While it’s true that the house that produces coins every 15 minutes will make more in an hour than the house that produces on the hour, remember that this is contingent on you being able to collect on time four times in an hour. If you can’t do that, then you’re actually losing out on coins. Likewise, if you aren’t going to be on every hour, why put in hourly producers? Ultimately, you get the best population from the 4 hour, 8 hour, and daily producers, and for many who have real life commitments (like work or school), these are the better options. You’ll find by sticking to the houses that only produce every 4+ hours that you need less of them as well to get to the required population to build other things. Less houses means more space for better stuff. When you first start out it’s easy to just fill your city with whatever, because you haven’t had the joy of earning any event or special buildings yet. Once you start earning those, or wanting to plant a Great Building, you’ll realize why space is so important.
The second item you absolutely have to have, at least for a while, are supply producers. Nothing can be built without supplies either, so getting them generated is as necessary as houses for coins. Typically, the smaller the footprint for a supply building, the better off it is. The ones with the larger footprint seem really good because they single-handily produce more supplies than one small supply building, however you can usually fit two or three small supply buildings to their one large footprint and outproduce them with no issue. Ideally, you’ll want to tie up no more space with supply buildings than you have to. Try to have enough to turn a profit every day, because supplies disappear fast and having some stored up is essential.
Happiness buildings will make it easier to turn a profit with both coins and supplies. In this case it’s more essential to supplies, because you can also get coins from aiding others (and you can’t do that with supplies, bummer). You want to have enough happiness generated in your city to keep citizens enthusiastic. Bare minimum, at least keep them happy so that you don’t lose on production.
So long as you have one point of happiness for each person in your city, you will have happy citizens. Below that, and they will be angry, which means you’ll only earn half of your possible productions when you collect. If you can get it so you have 40% or more extra happiness, your citizens become enthusiastic which in turn means a 120% productivity rate. Remember, this applies to coins and supplies.
If you can win a premium happiness building from a quest or in Guild Expedition, it’s definitely worth planting. Otherwise, try to plant the ones that are actual buildings where you can. Sure, a lot of little ones might cost less and add up to more, but when people drop by to aid you and they can motivate something, you’re better off if there’s less to motivate so you get maximum benefit.
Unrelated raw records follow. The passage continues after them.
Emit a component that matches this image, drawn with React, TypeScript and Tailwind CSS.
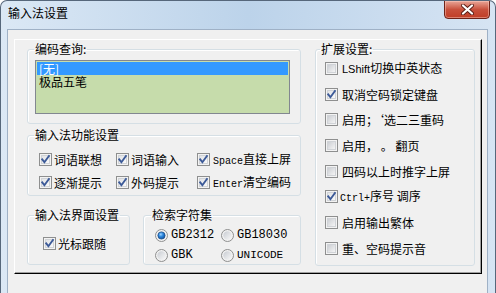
import React from "react";

const cjk = "font-['Noto_Sans_CJK_SC','Noto_Sans',sans-serif]";
const mono = "font-['Liberation_Mono',monospace]";

const CheckBox: React.FC<{ checked?: boolean }> = ({ checked }) => (
  <svg width="13" height="13" viewBox="0 0 13 13" className="shrink-0">
    <defs>
      <linearGradient id="cbInner" x1="0" y1="0" x2="1" y2="1">
        <stop offset="0" stopColor="#c9ccd1" />
        <stop offset="1" stopColor="#f7f7f7" />
      </linearGradient>
      <linearGradient id="cbInnerOn" x1="0" y1="0" x2="1" y2="1">
        <stop offset="0" stopColor="#dfe1e4" />
        <stop offset="1" stopColor="#fbfbfb" />
      </linearGradient>
    </defs>
    <rect x="0.5" y="0.5" width="12" height="12" fill="#f3f3f3" stroke="#8e8f8f" />
    <rect
      x="2.5"
      y="2.5"
      width="8"
      height="8"
      fill={checked ? "url(#cbInnerOn)" : "url(#cbInner)"}
      stroke="#d0d3d7"
    />
    {checked && (
      <path
        d="M3.2 6.4 5.4 9.2 9.9 3"
        fill="none"
        stroke="#3c5a98"
        strokeWidth="1.9"
        strokeLinecap="square"
      />
    )}
  </svg>
);

const Radio: React.FC<{ checked?: boolean }> = ({ checked }) => (
  <svg width="13" height="13" viewBox="0 0 13 13" className="shrink-0">
    <defs>
      <linearGradient id="rbInner" x1="0" y1="0" x2="1" y2="1">
        <stop offset="0" stopColor="#c8ccd2" />
        <stop offset="1" stopColor="#f8f8f8" />
      </linearGradient>
      <radialGradient id="rbDot" cx="0.4" cy="0.35" r="0.7">
        <stop offset="0" stopColor="#9fd3ff" />
        <stop offset="0.45" stopColor="#2a86dd" />
        <stop offset="1" stopColor="#0f4c95" />
      </radialGradient>
    </defs>
    <circle cx="6.5" cy="6.5" r="6" fill="#f1f1f1" stroke="#8e8f8f" />
    <circle cx="6.5" cy="6.5" r="4.2" fill="url(#rbInner)" />
    {checked && (
      <circle cx="6.5" cy="6.5" r="3.6" fill="url(#rbDot)" stroke="#1a4a86" strokeWidth="0.7" />
    )}
  </svg>
);

const Check: React.FC<{ checked?: boolean; gap?: string; children: React.ReactNode }> = ({
  checked,
  gap = "gap-[2px]",
  children,
}) => (
  <div className={`flex items-center h-[13px] ${gap} whitespace-nowrap`}>
    <CheckBox checked={checked} />
    <span className="text-[12px] leading-[13px] text-black">{children}</span>
  </div>
);

const Option: React.FC<{ checked?: boolean; children: React.ReactNode }> = ({ checked, children }) => (
  <div className="flex items-center h-[13px] gap-[3px] whitespace-nowrap">
    <Radio checked={checked} />
    <span className={`${mono} text-[12px] leading-[13px] text-black`}>{children}</span>
  </div>
);

const Group: React.FC<{ title: string; offset: string; className: string; children: React.ReactNode }> = ({
  title,
  offset,
  className,
  children,
}) => (
  <fieldset
    className={`border border-[#d5dfe5] rounded-[3px] shadow-[inset_1px_1px_0_#ffffff] ${className}`}
  >
    <legend className={`${offset} px-[1px] text-[12px] leading-[14px] text-black`}>{title}</legend>
    {children}
  </fieldset>
);

export default function App() {
  return (
    <div
      className={`${cjk} w-[496px] h-[293px] overflow-hidden flex flex-col rounded-t-[7px] border border-b-0 border-[#56677b] bg-gradient-to-r from-[#dbe8f5] via-[#bcd3ea] to-[#d6e4f3]`}
    >
      {/* title bar */}
      <div className="relative h-[28px] shrink-0">
        <div className="pt-[5px] pl-[7px] text-[12px] leading-[14px] text-black">输入法设置</div>
        <button className="absolute top-[-1px] right-[5px] w-[46px] h-[19px] rounded-b-[4px] border border-[#6e2319] bg-gradient-to-b from-[#e8a598] via-[#c8503c] to-[#c03d26] shadow-[inset_0_0_0_1px_rgba(255,210,200,0.45)] flex items-center justify-center">
          <svg width="13" height="11" viewBox="0 0 13 11">
            <path d="M2 1.5 11 9.5M11 1.5 2 9.5" stroke="#5b1f18" strokeWidth="4" strokeLinecap="round" />
            <path d="M2 1.5 11 9.5M11 1.5 2 9.5" stroke="#ffffff" strokeWidth="2.2" strokeLinecap="round" />
          </svg>
        </button>
      </div>

      {/* client area */}
      <div className="ml-[6px] w-[481px] flex-1 bg-[#f0f0f0] border-t border-x border-[#9fb1c6] pt-[9px] pl-[6px]">
        <div className="w-[468px] h-[235px] border border-t-white border-l-white border-r-black border-b-black shadow-[inset_-1px_-1px_0_#a0a0a0] flex gap-[14px] pt-[2px] pl-[12px]">
          {/* left column */}
          <div className="w-[274px] flex flex-col">
            <Group title="编码查询:" offset="ml-[6px]" className="h-[82px]">
              <div className="ml-[7px] mt-[4px] w-[255px] h-[54px] border border-[#828790] bg-[#c6dcab] pt-[1px] px-[1px]">
                <div className="h-[13px] bg-[#3399ff] text-white text-[12px] leading-[13px] pl-[2px]">[无]</div>
                <div className="h-[14px] text-black text-[12px] leading-[14px] pl-[2px]">极品五笔</div>
              </div>
            </Group>

            <Group title="输入法功能设置" offset="ml-[6px]" className="mt-[4px] h-[68px]">
              <div className="mt-[11px] pl-[11px] grid grid-cols-[77px_81px_1fr] gap-y-[10px]">
                <Check checked>词语联想</Check>
                <Check checked>词语输入</Check>
                <Check checked gap="gap-[3px]">
                  <span className={`${mono} text-[10px]`}>Space</span>直接上屏
                </Check>
                <Check checked>逐渐提示</Check>
                <Check checked>外码提示</Check>
                <Check checked gap="gap-[3px]">
                  <span className={`${mono} text-[10px]`}>Enter</span>清空编码
                </Check>
              </div>
            </Group>

            <div className="mt-[12px] flex gap-[13px]">
              <Group title="输入法界面设置" offset="ml-[6px]" className="w-[103px] h-[57px]">
                <div className="mt-[15px] pl-[15px]">
                  <Check checked>光标跟随</Check>
                </div>
              </Group>
              <Group title="检索字符集" offset="ml-[7px]" className="w-[158px] h-[57px]">
                <div className="mt-[7px] pl-[11px] grid grid-cols-[66px_1fr] gap-y-[7px]">
                  <Option checked>GB2312</Option>
                  <Option>GB18030</Option>
                  <Option>GBK</Option>
                  <Option>
                    <span className="text-[11px]">UNICODE</span>
                  </Option>
                </div>
              </Group>
            </div>
          </div>

          {/* right column */}
          <Group title="扩展设置:" offset="ml-[4px]" className="w-[160px] h-[224px]">
            <div className="mt-[6px] pl-[9px] flex flex-col gap-[12.7px]">
              <Check gap="gap-[4px]">
                <span className="font-['Liberation_Sans',sans-serif] text-[11px]">LShift</span>切换中英状态
              </Check>
              <Check checked gap="gap-[4px]">取消空码锁定键盘</Check>
              <Check gap="gap-[4px]">启用；‘选二三重码</Check>
              <Check gap="gap-[4px]">启用， 。 翻页</Check>
              <Check gap="gap-[4px]">四码以上时推字上屏</Check>
              <Check checked gap="gap-[2px]">
                <span className={`${mono} text-[10px]`}>Ctrl+</span>序号 调序
              </Check>
              <Check gap="gap-[4px]">启用输出繁体</Check>
              <Check gap="gap-[4px]">重、空码提示音</Check>
            </div>
          </Group>
        </div>
      </div>
    </div>
  );
}
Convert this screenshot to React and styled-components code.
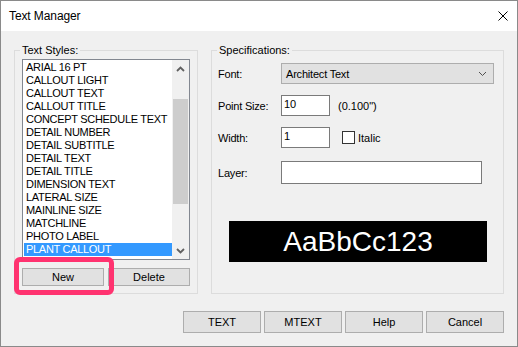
import React from "react";
import styled, { createGlobalStyle } from "styled-components";

const styles = [
  "ARIAL 16 PT",
  "CALLOUT LIGHT",
  "CALLOUT TEXT",
  "CALLOUT TITLE",
  "CONCEPT SCHEDULE TEXT",
  "DETAIL NUMBER",
  "DETAIL SUBTITLE",
  "DETAIL TEXT",
  "DETAIL TITLE",
  "DIMENSION TEXT",
  "LATERAL SIZE",
  "MAINLINE SIZE",
  "MATCHLINE",
  "PHOTO LABEL",
  "PLANT CALLOUT",
];

const Chevron = ({ up, thin }) => (
  <svg width="9" height="6" viewBox="0 0 9 6">
    <path
      d={up ? "M1 5 L4.5 1.5 L8 5" : "M1 1 L4.5 4.5 L8 1"}
      fill="none"
      stroke={thin ? "#505050" : "#606060"}
      strokeWidth={thin ? 1 : 1.8}
    />
  </svg>
);

const App = () => {
  return (
    <>
      <GlobalStyle />
      <Window>
        <TitleBar>
          <Title>Text Manager</Title>
          <Close>
            <svg width="10" height="10" viewBox="0 0 10 10">
              <path d="M0.5 0.5 L9.5 9.5 M9.5 0.5 L0.5 9.5" stroke="#000" strokeWidth="1" />
            </svg>
          </Close>
        </TitleBar>
        <Body>
          <Groups>
            <LeftGroup>
              <Legend>Text Styles:</Legend>
              <ListBox>
                <Items>
                  {styles.map((s, i) => (
                    <Item key={s} selected={i === styles.length - 1}>
                      {s}
                    </Item>
                  ))}
                </Items>
                <ScrollBar>
                  <ScrollArrow>
                    <Chevron up />
                  </ScrollArrow>
                  <Track>
                    <Thumb />
                  </Track>
                  <ScrollArrow>
                    <Chevron />
                  </ScrollArrow>
                </ScrollBar>
              </ListBox>
              <ButtonRow>
                <Marked>
                  <Button>New</Button>
                  <Highlight />
                </Marked>
                <Button>Delete</Button>
              </ButtonRow>
            </LeftGroup>
            <RightGroup>
              <Legend>Specifications:</Legend>
              <Row>
                <Label>Font:</Label>
                <Combo>
                  <span>Architect Text</span>
                  <Chevron thin />
                </Combo>
              </Row>
              <Row top={11}>
                <Label>Point Size:</Label>
                <Input width={49}>10</Input>
                <Note>(0.100")</Note>
              </Row>
              <Row top={11}>
                <Label>Width:</Label>
                <Input width={49}>1</Input>
                <Check />
                <CheckLabel>Italic</CheckLabel>
              </Row>
              <Row top={13}>
                <Label>Layer:</Label>
                <Input width={201} height={23} />
              </Row>
              <Preview>AaBbCc123</Preview>
            </RightGroup>
          </Groups>
          <Footer>
            <Button wide>TEXT</Button>
            <Button wide>MTEXT</Button>
            <Button wide>Help</Button>
            <Button wide>Cancel</Button>
          </Footer>
        </Body>
      </Window>
    </>
  );
};

export default App;

const GlobalStyle = createGlobalStyle`
  body {
    margin: 0;
    font-family: "Liberation Sans", Arial, sans-serif;
    font-size: 11px;
    color: #000;
  }
`;

const Window = styled.div`
  width: 518px;
  height: 347px;
  box-sizing: border-box;
  border: 1px solid #8a8a8a;
  background: #f0f0f0;
  display: flex;
  flex-direction: column;
  overflow: hidden;
`;

const TitleBar = styled.div`
  height: 30px;
  background: #fff;
  display: flex;
  align-items: center;
  justify-content: space-between;
  padding-left: 8px;
`;

const Title = styled.div`
  font-size: 12px;
  letter-spacing: -0.1px;
`;

const Close = styled.div`
  display: flex;
  margin-right: 9px;
`;

const Body = styled.div`
  flex: 1;
  display: flex;
  flex-direction: column;
  padding: 19px 13px 0 13px;
`;

const Groups = styled.div`
  display: flex;
  gap: 13px;
  height: 244px;
`;

const GroupBox = styled.div`
  position: relative;
  box-sizing: border-box;
  height: 100%;
  border: 1px solid #dcdcdc;
  display: flex;
  flex-direction: column;
`;

const LeftGroup = styled(GroupBox)`
  width: 184px;
  padding: 8px 0 0 7px;
`;

const RightGroup = styled(GroupBox)`
  width: 293px;
  padding: 12px 0 0 6px;
`;

const Legend = styled.div`
  position: absolute;
  top: -7px;
  left: 5px;
  padding: 0 2px;
  line-height: 13px;
  background: #f0f0f0;
`;

const ListBox = styled.div`
  width: 168px;
  height: 201px;
  box-sizing: border-box;
  border: 1px solid #828790;
  background: #fff;
  display: flex;
`;

const Items = styled.div`
  flex: 1;
  padding: 1px 0 0 1px;
  overflow: hidden;
`;

const Item = styled.div`
  height: 13px;
  line-height: 13px;
  padding-left: 2px;
  letter-spacing: -0.3px;
  white-space: nowrap;
  background: ${(p) => (p.selected ? "#3399ff" : "transparent")};
  color: ${(p) => (p.selected ? "#fff" : "#000")};
`;

const ScrollBar = styled.div`
  width: 17px;
  background: #f0f0f0;
  display: flex;
  flex-direction: column;
`;

const ScrollArrow = styled.div`
  height: 17px;
  display: flex;
  align-items: center;
  justify-content: center;
`;

const Track = styled.div`
  flex: 1;
  padding: 22px 1px 0 1px;
`;

const Thumb = styled.div`
  height: 105px;
  background: #cdcdcd;
`;

const ButtonRow = styled.div`
  display: flex;
  gap: 4px;
  margin-top: 8px;
`;

const Marked = styled.div`
  position: relative;
  display: flex;
`;

const Highlight = styled.div`
  position: absolute;
  top: -11px;
  left: -8px;
  right: -10px;
  bottom: -9px;
  border: 5px solid #ff3370;
  border-radius: 6px;
  pointer-events: none;
`;

const Button = styled.div`
  width: ${(p) => (p.wide ? 78 : 82)}px;
  height: ${(p) => (p.wide ? 22 : 18)}px;
  box-sizing: border-box;
  border: 1px solid #adadad;
  background: #e1e1e1;
  display: flex;
  align-items: center;
  justify-content: center;
`;

const Row = styled.div`
  display: flex;
  align-items: center;
  margin-top: ${(p) => p.top || 0}px;
`;

const Label = styled.div`
  width: 63px;
  letter-spacing: -0.2px;
`;

const Combo = styled.div`
  width: 213px;
  height: 21px;
  box-sizing: border-box;
  border: 1px solid #adadad;
  background: #e1e1e1;
  display: flex;
  align-items: center;
  justify-content: space-between;
  padding: 0 6px 0 4px;
  letter-spacing: -0.2px;
`;

const Input = styled.div`
  width: ${(p) => p.width}px;
  height: ${(p) => p.height || 21}px;
  box-sizing: border-box;
  border: 1px solid #7a7a7a;
  background: #fff;
  padding: 1px 2px;
  line-height: 14px;
`;

const Note = styled.div`
  margin-left: 8px;
`;

const Check = styled.div`
  width: 13px;
  height: 13px;
  box-sizing: border-box;
  border: 1px solid #333;
  background: #fff;
  margin-left: 12px;
`;

const CheckLabel = styled.div`
  margin-left: 3px;
`;

const Preview = styled.div`
  width: 258px;
  height: 41px;
  margin: 37px 0 0 11px;
  background: #000;
  color: #fff;
  font-size: 28px;
  display: flex;
  align-items: center;
  justify-content: center;
`;

const Footer = styled.div`
  display: flex;
  justify-content: flex-end;
  gap: 3px;
  margin-top: 17px;
`;
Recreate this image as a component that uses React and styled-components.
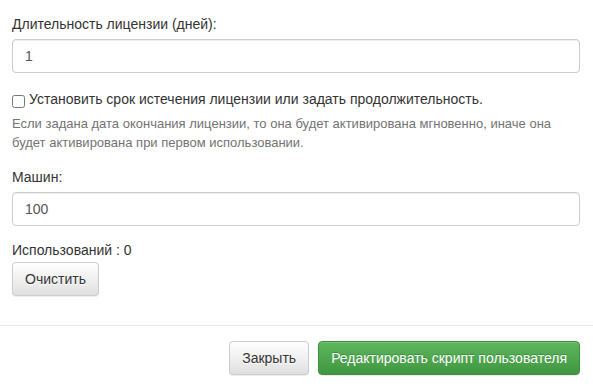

Tons of little happiness producers really can bungle this up. Of course, if you need happiness and a little one will do the trick, and it can be stuck in a gap where no road reaches, put it in. Just don’t rely on them.
It’s also recommended that you at least have enough happiness buildings that without being polished, your citizens are happy. Ideally you’d like it to be that without polishing they’re enthusiastic, but this is much harder to achieve and usually comes once you get a Great Building to help (just not Colosseum, it’s a waste of goods and FPs). Typically though, your guild mates and friends will keep everything sparkling and shiny, so your citizens will always be enthusiastic and producing at the maximum.
Beyond that, you can choose to have goods or troops buildings. In the very beginning you will need both. One of each of the goods buildings for your boost in both Bronze Age and Iron Age, so long as you do a lot of trading and don’t waste goods negotiating where you could try fighting, will keep you in business for a while. Some choose to build two of each, but it’s often not necessary. For military, again, you typically don’t need two of any building. It’s arguable that heavy troops in any era are usually the best, because they hit hard and can take a lot of damage in general. For those in Bronze and Iron Age, having your heavy troops and then one other kind of troop of your choice is usually enough to be fairly effective in the early going. If you have the space and the population to spare, building one of each military building can be helpful as you learn to fight and decide on what works best for you. Using Bronze and Iron Age to your learning advantage is highly recommended. This is the time to be learning, to make decisions on which troops you want easier as space becomes more valuable.
As you go with building, you will want to think about what Great Buildings might suit you best. Once you’ve decided, it’s okay to sit in an era earning things and not needing to dedicate FPs to research as you tackle getting the BPs for those GBs. For those in Bronze and Iron Age, the top four recommended GBs to get would be Zeus, Lighthouse of Alexandria, St. Mark’s Basilica, and Temple of Relics. Checking our guide (linked above) on GBs will give you an idea of what they do and why you might want them. Those four however are the most likely to help make city growth easier, as you can do work on the Continent Map and in GE easier (by fighting), you’ll get a supply boost, or a coin boost, you’ll earn goods, and you’ll now be able to spawn relics in GE. While you (now) automatically get Oracle of Delphi in the early eras, realize that it is just a beginning GB and you’re not likely to keep it later on because there are GBs that far out-produce it and you’ll need that space. So investing a lot of FPs into Oracle isn’t recommended.
Once you get the basics of your town together, now it’s time to decide if you want to be a fighter, or a farmer. You can be somewhat in-between, but you’ll likely want to optimize your town to lean one way or the other. For example, you might like to fight though a lot of GE, so you’ll want to have some attack boost and some troops; but no where near what you might need for GvG and so you would instead be more of a farmer to help your guild with GvG. On the other hand, you might love to fight, do only fighting in GE, and do a lot of fighting in GvG; but you still want to have goods to help with trades and your basic needs. Again, it’s about balance, and finding the optimal balance point for yourself. Using this basic build to get an idea where you want to go though will help you to determine where that balance point comes in.
As you work on your city, and space becomes more and more of a valuable commodity, definitely consider checking out City Planner to help optimize your layout. This is a handy tool (consider donating to keep them alive) where you can edit your town without consequence, and even flatten it to better see where you have gaps. It can make the going easier, even if you’re great with spacial awareness. Unfortunately, it is only available on the PC.